In this environment with Democratic blood on the water, the president looks more naive and politically incompetent with each passing day.  As Howard Fineman reported yesterday at the Huffington Post, he does not seem to enjoy the rough and tumble of legislative battle and continues to underestimate the Republican appetite to drive his White House into further retreat.

His lack of experience as a legislator was betrayed this week when Obama announced the White House had had a good meeting with the GOP leadership about issues they could “work together on.”  Obama’s understanding was put into stark relief in less than 24 hours as the Republicans reflected their “good will” by informing Senator Harry Reid they would filibuster all issues, including unemployment compensation, before the Senate in the remaining days of the lame duck session, until the Bush tax cuts are extended to all Americans, regardless of income.
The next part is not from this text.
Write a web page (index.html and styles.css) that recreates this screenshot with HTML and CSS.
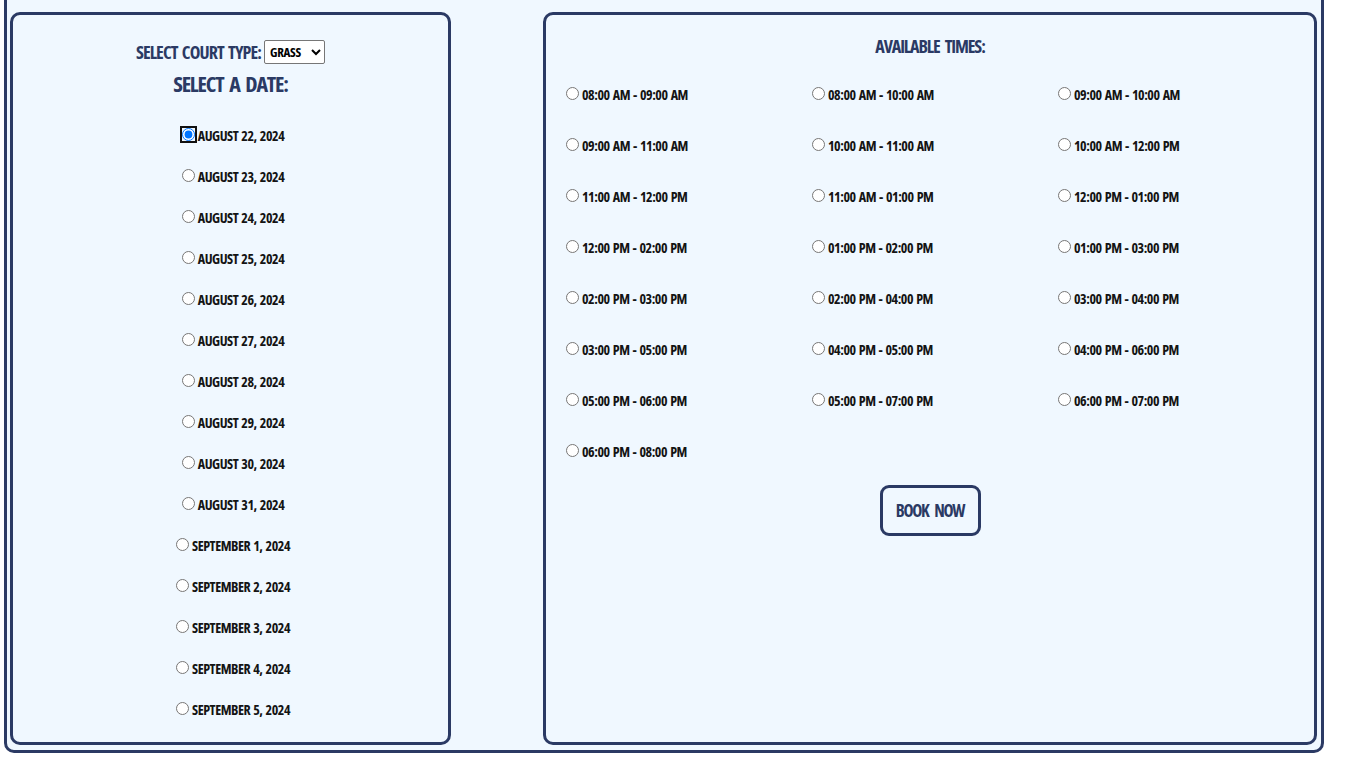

Official unemployment figures hover at nearly 10 percent across America and that does not include thousands of unemployed who have not worked in over two years.  Many parts of the country have slid into depression-like circumstances:  food pantry demands continue to rise; homeless families numbers are up; food stamp demands continue to rise and the underemployed have lost their health insurance and other benefits as demands for public assistance fall to local and state governments, who are also cash strapped as revenues have dried up.  Many educated workers in their 50s and 60s have lost their homes, wiped out their IRAs and 401ks just to survive, believing they will never return full-time to the work force with previous levels of income and compensation.

This is the situation that faces President Obama and the Democratic Party.  If this president is unable to persuasively address the basic needs of a battered middle class and convince them that he will lead us out of this terrible morass, he will be a one-term president and deservedly so.

In the aftermath of the midterm elections, Obama has not demonstrated he is up to the task.  He needs to roll up his sleeves and get engaged in this political fight for the country and his presidency.  We are waiting, but time is running out on Barack Obama and his once believed great promise.